I had a Stetson Open Road hat (kind of a Clyde Barrow sort of style) with my paintbrushes stuffed into the macrame hatband. My hair was to my shoulders, my jeans had been patched with the skin from a roadkill rattlesnake I had found and skinned in the desert, plus other patches of velvet, satin, leather and various other bright colorful fabrics. I wore a necklace I had made from bones and beads that had some sort of small animal skull I had found, hanging from the middle of it. Various pouches hung from my belt. I stood in the doorway and the three cowboy hats turned and looked at me...then the bartender, wiping a beer mug with a rag, turned and looked at me....then he looked at the three cowboys and then he looked at me. The cowboys had been there drinking for hours and were obviously pretty drunk. All sorts of thoughts flooded my mind at that moment...the first was, "TURN AROUND AND RUN FOR IT!" But I immediately realized this would be folly. I was way out in the middle of nowhere, there was only one road through it, I was on a bicycle and the cowboys had pick-up trucks. There would be no escape. So...I walked up to the bar and sat down next to one of the cowboys. Immediately the other two slid off their barstools and one stood behind me and the other moved up next to me on the other side. I was surrounded.

"Howdy..." I said, trying to sound nonchalant.

"Well whadda we got here?" slurred one of the cowboys.

"What I can't figure out, "began the other," is, is it a boy or a girl?"...he punctuated his query with a loud belch.

"What the hell are you anyway?" said the third, rhetorically I assumed. I decided to answer anyway. I figured that they must have somehow found me threatening to their way of life and to the very fabric of society because I looked so unfamiliar to them. My task was to convince them otherwise.

"After a few more slurred slurs aimed at me I decided that I better try to engage them in conversation, and maybe, if I was lucky I could get out of this alive.

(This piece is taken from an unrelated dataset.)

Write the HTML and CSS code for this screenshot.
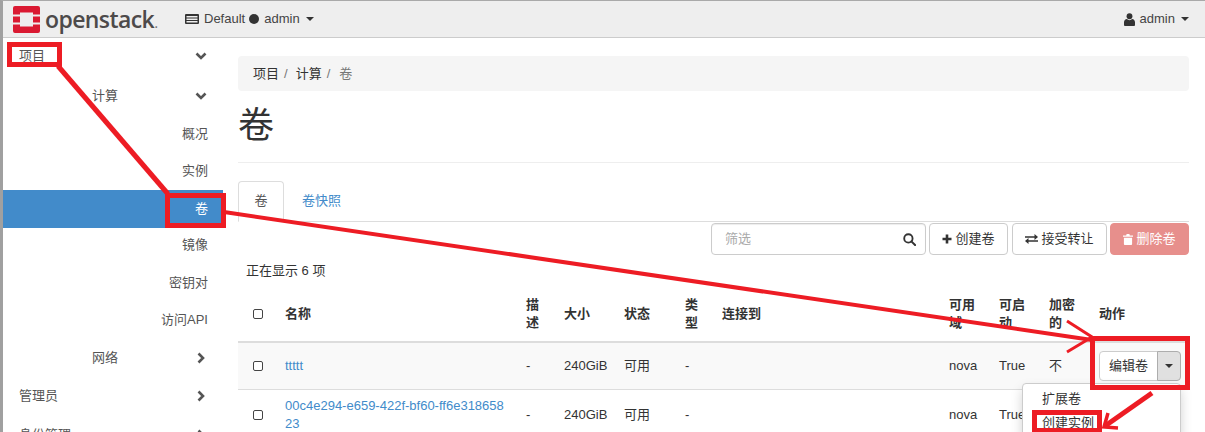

"I know I must look pretty strange to you guys," I said, "But that's because I'm not from around here. I come from the west coast and most people where I am from look a lot like me, because that's normal there. We have different customs and different styles of dress out there. In fact" I said, "if you were to go there, people might think you looked strange to them, because they wouldn't be use to seeing people like you. But even though I may look odd to you," I continued" I'm probably not all that different in most ways. I believe in being a good person, and being honest and working hard. I love my country and my family and I am thankful that I live in a free country." OK, I was laying it on a bit thick here, but the occasion seemed to call for it. Well from there we all four got involved in a long conversation...I, playing the part of the visitor from another planet and they were just drunk enough that they were willing to listen to what I had to say, swaying and swigging beer as I talked. Somehow, I guess I said all the right things because within the hour I was their buddy. They were slapping me on the back and insisting on buying me beers. We had a pretty good time together. After a couple of hours I bid them farewell, shaking hands all around and stumbled out the door and got back on my bicycle. The cowboys all got in their pick up trucks and roared off, waving and wishing me safe travels. I pedaled off up Alligator Alley, feeling refreshed after my rest stop, smiling with the warmth of newfound friendship and a good beer buzz.